[Earlier in the day, we were at Piazza Anfitheatro and the Guinigi tower]
May 30th:
Lucca has four concentric walls built over several centuries to defend it against their traditional enemy – Florence.
The earliest and innermost wall was built by Romans and is mostly gone. The second – medieval –12/13th century has a drawbridge and two watch towers. The third circle is late 16th century. Fourth and the prominently visible circle was finished in the 17th century. The walls were so formidable that Florence never succeeded in breaching them. I found a stray reference to a 1440 incidence when Florence sent Brunelleschi to evaluate a plan to flood the walls by diverting the waters of Arno.

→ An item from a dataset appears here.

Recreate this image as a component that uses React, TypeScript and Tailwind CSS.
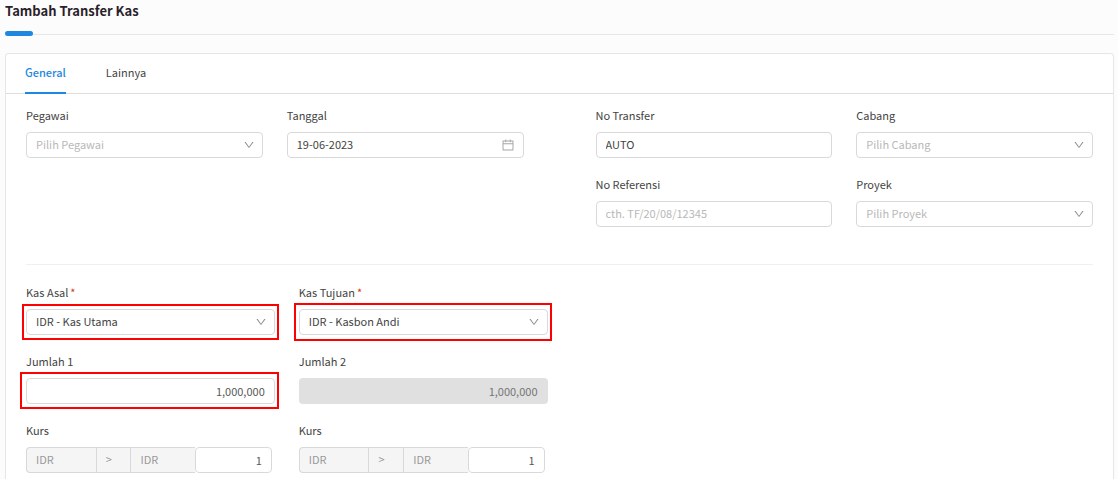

The plan backfired and the walls remained unconquered.
The wall today has a tree-lined, double lane tarmac road on the top – where cars were raced not too long ago – and provides an exhilarating evening promenade.
On one side is 2000 years of history – immaculately preserved yet being lived in, on the other lush greenery credited to Elisa Bonaparte, Napoleon's sister and the Duchess of Lucca in the last 17th century.
We rented Rhea a bike and it took a lot of convincing to ensure her that she could ride it without a helmet. (“Rhea, your skull knows not to crack because it is in Italy”). The 4.3KM circumference ride took us past necking couples, open air chess clubs, artists freezing Lucca on canvasses, fitness fanatics in Nikes, kids on rollerblades trying their best to break their nec, and carabineiri in their nondescript garbs. A bhel stall would have completed the picture while satiating the palate.
One circumambulation did not appease us, so we did another, and another till the town switched on its electricity.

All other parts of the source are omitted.